* **Data supplied**:
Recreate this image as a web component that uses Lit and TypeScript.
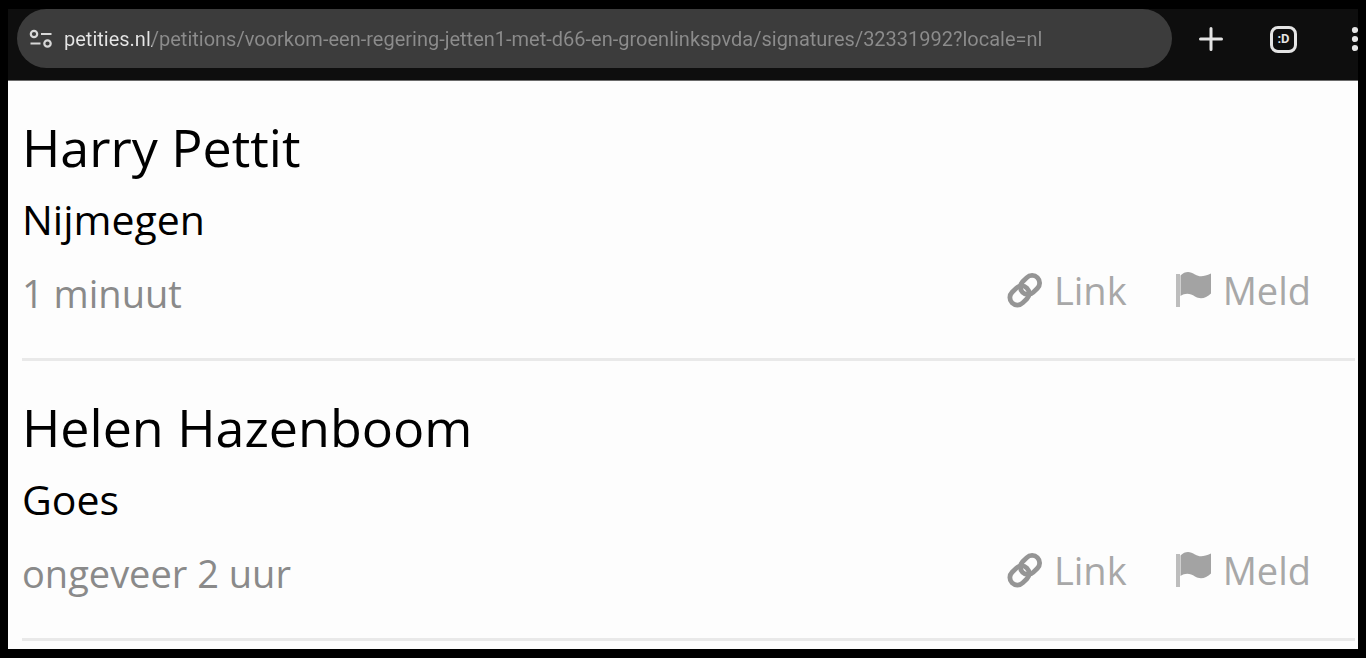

...

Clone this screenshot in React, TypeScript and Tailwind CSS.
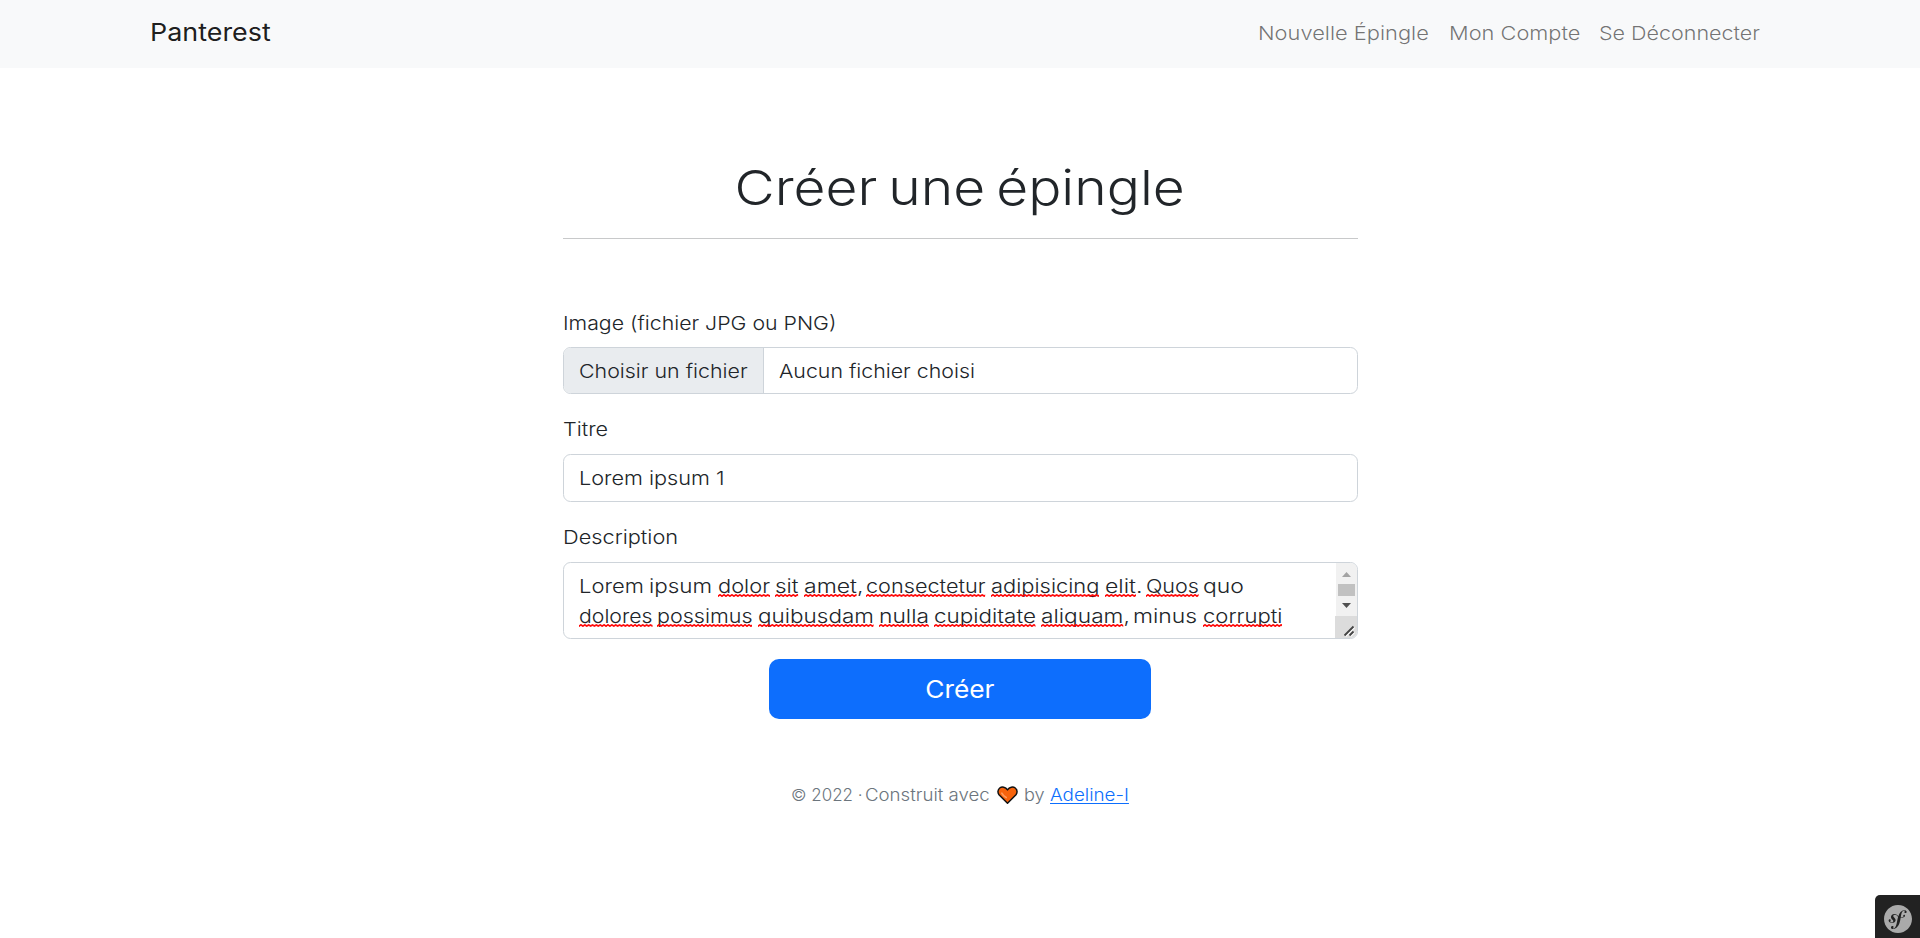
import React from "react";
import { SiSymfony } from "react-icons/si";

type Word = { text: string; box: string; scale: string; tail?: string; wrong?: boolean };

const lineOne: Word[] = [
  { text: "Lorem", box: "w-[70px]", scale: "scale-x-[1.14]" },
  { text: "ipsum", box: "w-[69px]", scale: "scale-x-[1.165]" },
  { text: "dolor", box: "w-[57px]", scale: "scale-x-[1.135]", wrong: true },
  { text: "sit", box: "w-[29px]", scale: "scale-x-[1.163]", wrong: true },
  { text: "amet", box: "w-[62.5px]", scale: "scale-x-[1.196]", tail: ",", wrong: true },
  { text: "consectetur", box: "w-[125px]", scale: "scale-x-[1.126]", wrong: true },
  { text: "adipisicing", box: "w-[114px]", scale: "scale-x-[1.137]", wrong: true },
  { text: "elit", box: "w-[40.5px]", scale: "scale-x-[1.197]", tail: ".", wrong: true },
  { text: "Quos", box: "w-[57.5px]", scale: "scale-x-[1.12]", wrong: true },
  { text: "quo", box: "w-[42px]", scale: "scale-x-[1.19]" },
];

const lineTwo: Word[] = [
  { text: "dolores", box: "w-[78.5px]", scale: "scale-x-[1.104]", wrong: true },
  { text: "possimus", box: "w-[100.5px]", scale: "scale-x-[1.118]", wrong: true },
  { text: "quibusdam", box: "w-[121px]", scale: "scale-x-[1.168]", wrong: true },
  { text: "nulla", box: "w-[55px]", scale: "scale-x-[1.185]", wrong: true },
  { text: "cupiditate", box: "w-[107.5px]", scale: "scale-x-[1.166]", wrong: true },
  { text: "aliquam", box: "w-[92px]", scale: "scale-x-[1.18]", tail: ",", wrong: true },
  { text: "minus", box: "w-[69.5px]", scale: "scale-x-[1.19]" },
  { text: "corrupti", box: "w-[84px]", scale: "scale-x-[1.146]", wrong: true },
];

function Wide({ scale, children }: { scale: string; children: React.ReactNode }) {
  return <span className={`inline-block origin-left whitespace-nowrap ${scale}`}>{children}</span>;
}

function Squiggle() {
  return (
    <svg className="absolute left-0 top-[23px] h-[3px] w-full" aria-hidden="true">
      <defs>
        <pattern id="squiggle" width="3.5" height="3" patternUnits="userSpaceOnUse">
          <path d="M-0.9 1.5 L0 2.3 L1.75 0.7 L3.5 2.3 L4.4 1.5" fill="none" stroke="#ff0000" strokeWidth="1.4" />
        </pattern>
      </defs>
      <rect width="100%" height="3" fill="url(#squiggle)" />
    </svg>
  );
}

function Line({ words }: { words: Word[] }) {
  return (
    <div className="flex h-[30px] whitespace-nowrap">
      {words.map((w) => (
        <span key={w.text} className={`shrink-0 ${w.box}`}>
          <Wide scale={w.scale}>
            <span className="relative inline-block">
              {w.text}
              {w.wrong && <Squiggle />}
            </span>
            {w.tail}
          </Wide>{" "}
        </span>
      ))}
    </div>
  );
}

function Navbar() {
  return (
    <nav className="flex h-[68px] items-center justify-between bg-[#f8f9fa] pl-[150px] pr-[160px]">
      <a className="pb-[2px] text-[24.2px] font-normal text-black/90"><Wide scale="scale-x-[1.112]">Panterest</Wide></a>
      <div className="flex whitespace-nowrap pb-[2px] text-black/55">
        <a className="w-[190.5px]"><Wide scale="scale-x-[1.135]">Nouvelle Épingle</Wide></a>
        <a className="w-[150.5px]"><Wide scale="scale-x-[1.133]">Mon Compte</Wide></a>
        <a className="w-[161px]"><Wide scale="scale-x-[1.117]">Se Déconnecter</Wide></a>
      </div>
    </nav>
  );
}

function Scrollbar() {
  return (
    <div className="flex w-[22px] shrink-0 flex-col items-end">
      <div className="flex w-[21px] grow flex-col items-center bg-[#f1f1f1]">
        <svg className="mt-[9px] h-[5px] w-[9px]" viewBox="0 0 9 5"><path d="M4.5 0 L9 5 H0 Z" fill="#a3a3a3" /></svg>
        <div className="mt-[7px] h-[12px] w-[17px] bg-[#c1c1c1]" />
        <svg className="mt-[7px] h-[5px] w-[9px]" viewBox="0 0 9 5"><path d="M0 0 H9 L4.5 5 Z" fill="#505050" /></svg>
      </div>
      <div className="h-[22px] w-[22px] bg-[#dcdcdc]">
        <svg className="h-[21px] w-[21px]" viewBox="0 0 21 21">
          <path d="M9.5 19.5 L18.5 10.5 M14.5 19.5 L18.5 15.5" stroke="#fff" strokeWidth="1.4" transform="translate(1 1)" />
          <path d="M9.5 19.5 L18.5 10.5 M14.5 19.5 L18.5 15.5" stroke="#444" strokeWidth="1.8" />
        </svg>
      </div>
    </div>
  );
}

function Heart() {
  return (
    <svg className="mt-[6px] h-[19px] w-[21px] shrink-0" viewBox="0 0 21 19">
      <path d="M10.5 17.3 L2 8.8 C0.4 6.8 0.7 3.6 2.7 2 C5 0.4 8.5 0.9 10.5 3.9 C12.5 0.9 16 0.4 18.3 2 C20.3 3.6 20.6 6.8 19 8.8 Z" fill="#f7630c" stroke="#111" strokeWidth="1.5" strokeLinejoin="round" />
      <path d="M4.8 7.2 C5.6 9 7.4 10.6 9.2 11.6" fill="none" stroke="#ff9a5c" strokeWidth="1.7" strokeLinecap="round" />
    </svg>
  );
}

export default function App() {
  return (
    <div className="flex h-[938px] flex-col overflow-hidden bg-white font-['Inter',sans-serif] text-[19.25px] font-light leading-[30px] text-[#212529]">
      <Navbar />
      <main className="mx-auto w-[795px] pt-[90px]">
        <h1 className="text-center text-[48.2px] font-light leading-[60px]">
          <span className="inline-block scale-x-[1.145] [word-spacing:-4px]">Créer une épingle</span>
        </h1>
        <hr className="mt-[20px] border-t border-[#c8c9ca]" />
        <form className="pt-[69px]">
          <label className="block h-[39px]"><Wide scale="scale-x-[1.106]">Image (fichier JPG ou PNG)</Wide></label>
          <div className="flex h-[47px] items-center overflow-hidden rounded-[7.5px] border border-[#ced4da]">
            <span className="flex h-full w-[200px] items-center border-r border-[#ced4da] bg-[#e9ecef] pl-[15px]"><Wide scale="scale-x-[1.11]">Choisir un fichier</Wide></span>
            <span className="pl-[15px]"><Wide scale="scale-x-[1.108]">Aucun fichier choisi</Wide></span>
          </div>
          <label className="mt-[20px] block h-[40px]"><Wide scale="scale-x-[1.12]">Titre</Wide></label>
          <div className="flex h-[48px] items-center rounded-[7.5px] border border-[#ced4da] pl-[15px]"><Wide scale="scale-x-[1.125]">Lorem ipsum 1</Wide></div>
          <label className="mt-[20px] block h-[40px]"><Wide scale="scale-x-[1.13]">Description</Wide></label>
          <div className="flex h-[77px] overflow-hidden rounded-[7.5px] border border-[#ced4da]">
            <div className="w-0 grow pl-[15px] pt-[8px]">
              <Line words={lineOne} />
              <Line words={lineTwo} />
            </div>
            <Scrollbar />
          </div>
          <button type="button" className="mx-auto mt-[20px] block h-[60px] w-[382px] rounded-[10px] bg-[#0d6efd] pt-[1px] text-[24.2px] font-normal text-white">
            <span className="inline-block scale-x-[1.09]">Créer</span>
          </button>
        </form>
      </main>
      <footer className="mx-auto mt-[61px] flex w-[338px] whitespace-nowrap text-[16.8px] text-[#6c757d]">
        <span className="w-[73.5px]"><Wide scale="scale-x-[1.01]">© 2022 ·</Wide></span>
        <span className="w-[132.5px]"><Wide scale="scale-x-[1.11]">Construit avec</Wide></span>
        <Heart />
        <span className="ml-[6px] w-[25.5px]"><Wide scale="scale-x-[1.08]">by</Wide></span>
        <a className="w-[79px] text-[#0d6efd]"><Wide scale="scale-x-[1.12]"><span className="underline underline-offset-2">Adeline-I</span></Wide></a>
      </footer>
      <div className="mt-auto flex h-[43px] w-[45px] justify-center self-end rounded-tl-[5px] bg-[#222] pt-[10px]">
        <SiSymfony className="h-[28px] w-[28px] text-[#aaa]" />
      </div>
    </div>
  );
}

--

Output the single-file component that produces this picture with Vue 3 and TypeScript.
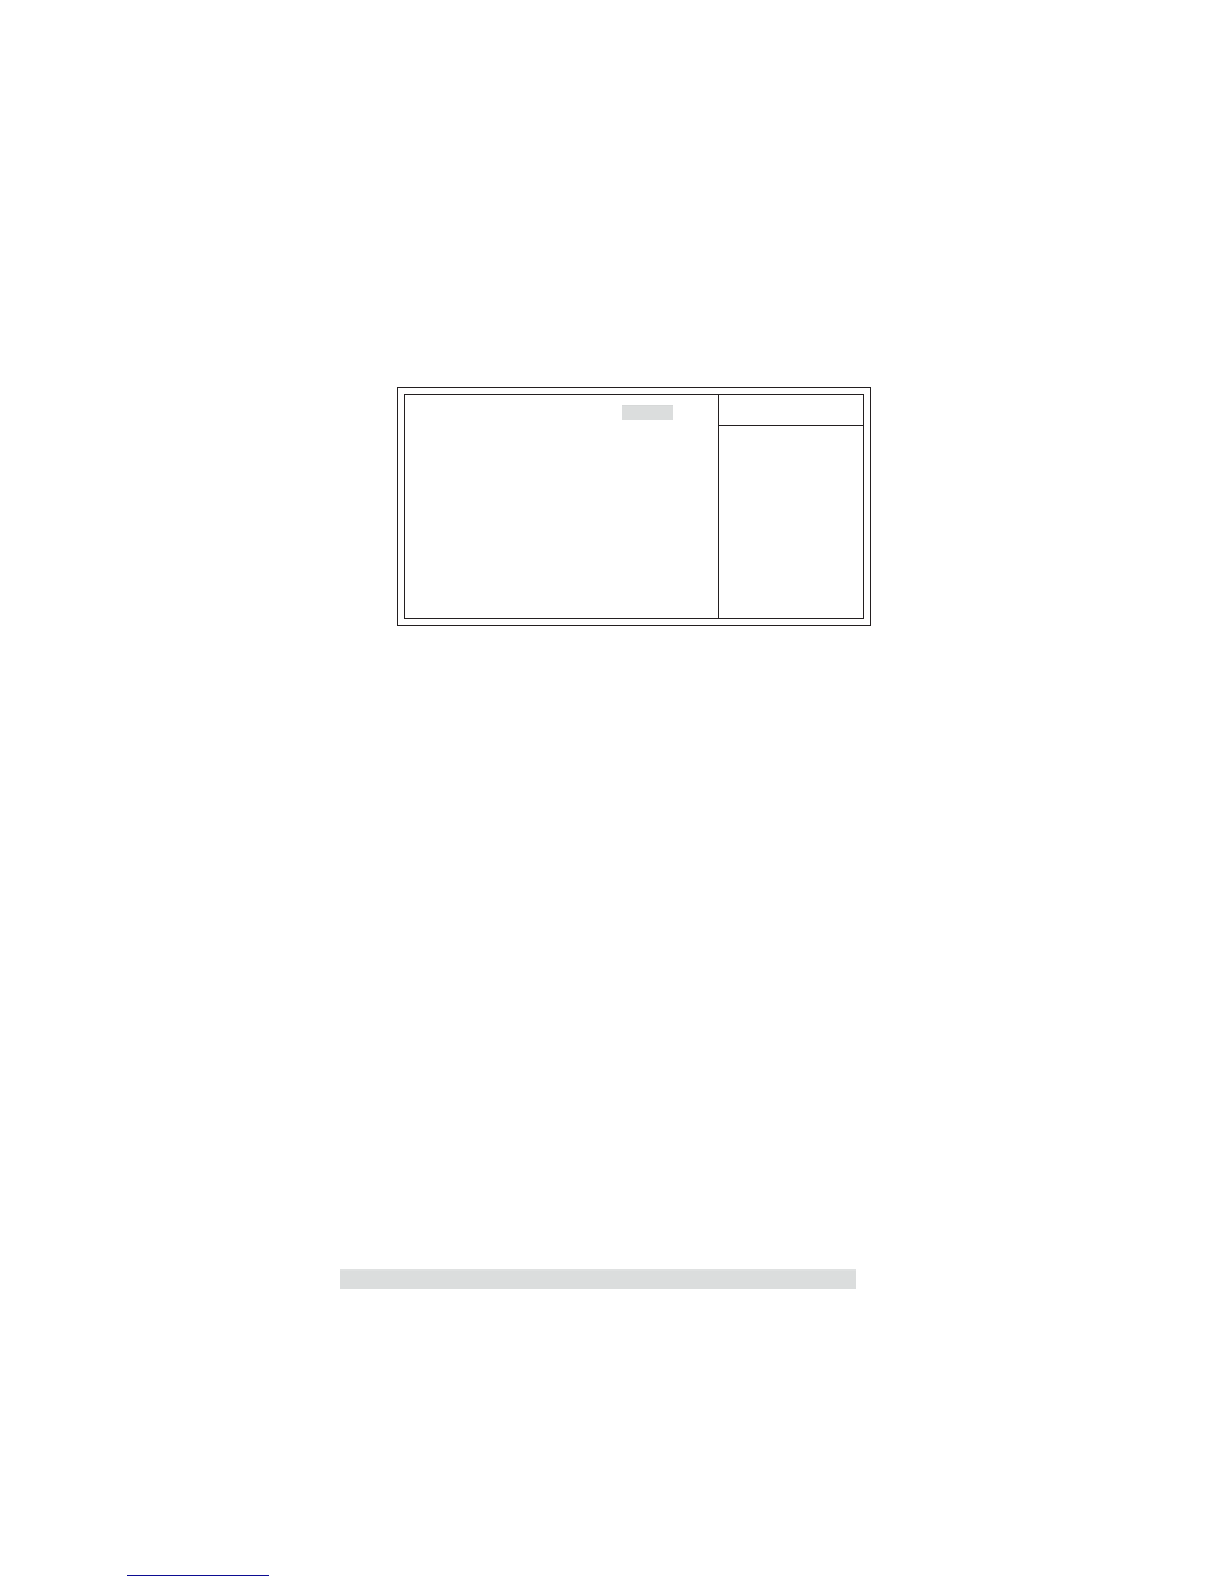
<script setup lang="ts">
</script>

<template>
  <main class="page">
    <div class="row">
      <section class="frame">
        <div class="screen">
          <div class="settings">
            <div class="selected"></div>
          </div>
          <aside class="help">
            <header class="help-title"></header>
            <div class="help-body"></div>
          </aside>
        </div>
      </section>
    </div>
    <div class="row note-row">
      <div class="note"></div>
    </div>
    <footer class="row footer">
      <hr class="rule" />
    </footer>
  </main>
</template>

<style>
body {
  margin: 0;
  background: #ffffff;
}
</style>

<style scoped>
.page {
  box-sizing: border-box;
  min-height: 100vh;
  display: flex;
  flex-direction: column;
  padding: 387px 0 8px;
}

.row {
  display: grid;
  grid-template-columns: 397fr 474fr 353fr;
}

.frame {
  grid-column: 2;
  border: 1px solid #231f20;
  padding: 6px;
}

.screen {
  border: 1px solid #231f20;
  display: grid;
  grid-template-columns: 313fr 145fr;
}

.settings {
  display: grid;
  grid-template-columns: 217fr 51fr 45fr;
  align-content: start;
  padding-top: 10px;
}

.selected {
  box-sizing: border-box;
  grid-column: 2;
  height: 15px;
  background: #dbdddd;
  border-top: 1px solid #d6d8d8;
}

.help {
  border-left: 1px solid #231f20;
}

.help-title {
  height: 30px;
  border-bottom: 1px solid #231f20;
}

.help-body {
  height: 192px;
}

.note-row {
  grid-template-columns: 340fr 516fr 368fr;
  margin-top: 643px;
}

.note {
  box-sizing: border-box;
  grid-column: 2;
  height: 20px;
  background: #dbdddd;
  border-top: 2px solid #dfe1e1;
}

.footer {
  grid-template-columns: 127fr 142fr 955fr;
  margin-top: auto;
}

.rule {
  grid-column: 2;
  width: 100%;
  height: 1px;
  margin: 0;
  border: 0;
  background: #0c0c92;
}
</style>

* **Problem to work on**: Only the lines from "Clone this screenshot" through "string; box: string;" should appear in your output, copied exactly with both end lines, and with no pictures.

* **The response**:
Clone this screenshot in React, TypeScript and Tailwind CSS.
import React from "react";
import { SiSymfony } from "react-icons/si";

type Word = { text: string; box: string; scale: string; tail?: string; wrong?: boolean };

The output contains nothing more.